UK inflation dynamics have differed from EU. Post-Brexit UK has experienced more persistent inflation pressures than EU, contributing to BoE hawkishness.

Tradable Patterns in 2026

Specific patterns that work in current GBP environment:

EUR/GBP downward bias during BoE hawkish surprises. The pattern has been reliable through 2024-2026. Position size moderate; pattern is well-known so positioning extremes can work against you.

GBP/USD positioning around UK budget announcements. Budget days produce material GBP volatility. Both directional and option-based strategies work depending on pre-event positioning.

GBP-cross hedge against UK political event risk. Specific election cycles, government changes, or major policy announcements create event-specific volatility worth positioning around.

UK gilt yield-driven GBP positioning. When UK gilt yields rise sharply on fiscal concerns, GBP often weakens in correlated fashion. The relationship has been distinctive and consistent.

What Doesn't Work Anymore

Brexit news trading. The information flow has dried up. Trades positioned on Brexit-related news catalysts no longer have meaningful catalysts to position around.

Long-term EUR/GBP weakness positioning. The structural weakness of post-Brexit GBP has been priced. Continuing to position for further weakness without specific drivers doesn't work.

GBP safe-haven positioning.
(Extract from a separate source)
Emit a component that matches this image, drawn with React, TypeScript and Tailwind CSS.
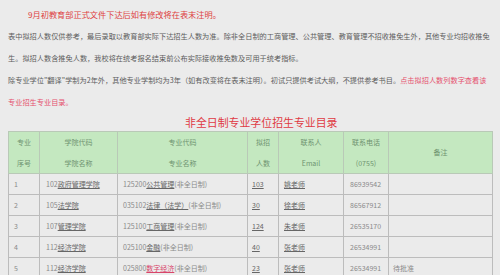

UK sovereign credit isn't a safe haven globally; GBP doesn't provide flight-to-quality flow during stress events the way some currencies do.

Pre-Brexit correlation assumptions. Trading EUR/GBP and GBP/USD assuming pre-Brexit correlation patterns produces poor outcomes. The correlations have shifted.

What to Do

Update GBP trading framework to reflect post-Brexit dynamics. Pre-Brexit and Brexit-era frameworks don't apply.

Focus on UK-specific economic data and BoE policy as primary drivers. EU-relationship news matters less than it did during 2016-2020.

For position sizing on GBP: use 2024-2025 realized volatility for sizing calculations. Don't use Brexit-era elevated volatility numbers.

For news-event positioning: BoE meetings and UK budget announcements are the primary scheduled events. Plan positioning around these specifically.

For traders new to GBP: study post-Brexit period (2024-2026) data for pattern recognition. Older data reflects different market structure.

For sophisticated GBP traders: the post-Brexit environment offers cleaner pattern-trading opportunities than the Brexit-era. Drivers are more identifiable and patterns more consistent.

The Brexit aftermath has produced a meaningfully different GBP trading environment than either pre-Brexit or Brexit-era frameworks. Adapting your trading approach to current dynamics is essential. Continuing to apply outdated frameworks produces consistently disappointing trading outcomes.